The invention relates to a circuit arrangement for igniting and operating a high-pressure discharge lamp, provided with input terminals for connection to a supply source, output terminals for connection to the lamp a switching device for operating the lamp at a nominal lamp voltage Vla during stable lamp operation and for generating an open voltage Vo at the output terminals before the lamp has ignited, an ignitor for generating an ignition voltage pulse when the voltage at the output terminals reaches a threshold value Vi, and a control circuit for controlling the switching device.

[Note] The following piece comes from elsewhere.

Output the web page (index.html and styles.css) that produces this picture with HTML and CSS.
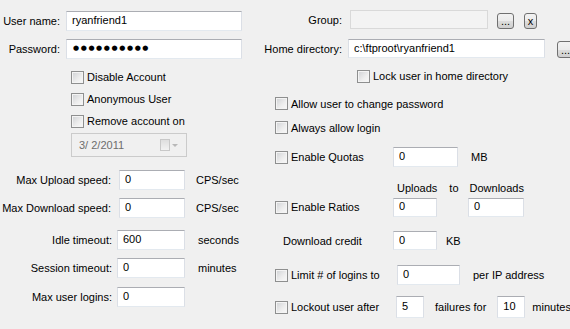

A conventional circuit arrangement, such as disclosed in European Patent No. 0401931 (corresponding to U.S. Pat. No. 5,068,572) is suitable for igniting and operating, inter alia, high-pressure sodium lamps and metal halide lamps. These lamps typically have a discharge vessel in which an electric discharge is maintained during operation and which is enclosed with intervening space by an outer bulb. An ignitor produces a high ignition voltage pulse (a few kV and more). The ignitor becomes operative through the choice of an open circuit voltage Vo across the output of a commutator being greater than the voltage threshold Vi for triggering ignition of the lamp, that is, Vo&gt;Vi. Once the ignitor becomes operative, an ignition voltage pulse is generated. The lamp will ignite and the voltage across the lamp will drop abruptly to around ten volts. As soon as a stable discharge is established in the lamp, the voltage across the lamp gradually rises to the lamp voltage Vla. The circuit arrangement is so designed that the lamp voltage Vla is lower than the voltage Vi, which in its turn is lower than the open voltage Vo.
A control circuit ensures that switching device of the circuit arrangement acts as a controlled current generator when in the stable operational state of the lamp. No more ignition voltage pulses are generated by the ignitor as soon as the voltage at the circuit arrangement connection terminals to the lamp drops to the lamp voltage Vla or lower. The generation of ignition voltage pulses after the lamp ignites is undesirable because this forms a load on the circuit arrangement. It is often suggested in the literature, therefore, to limit the operation of the ignitor by switching it off after a certain period of time has elapsed.
Conventional ignitors which are turned off after a prefixed period has elapsed have a number of disadvantages. These disadvantages include a comparatively high open voltage Vo remaining at the output terminals if the lamp has not yet ignited. The ignitor will also generate ignition voltage pulses after the lamp is extinguished, for example upon reaching the end of its operational life. High-pressure sodium lamps and metal halide lamps can ignite upon the application of ignition voltage pulses at the end of life after extinguishing and cooling-down. This gives rise to the characteristic flickering behavior of the lamp. Flickering is unpleasant to observe, but more importantly, is detrimental to the circuit arrangement and typically leads a considerable amount of interference radiation (radio interference, etc.).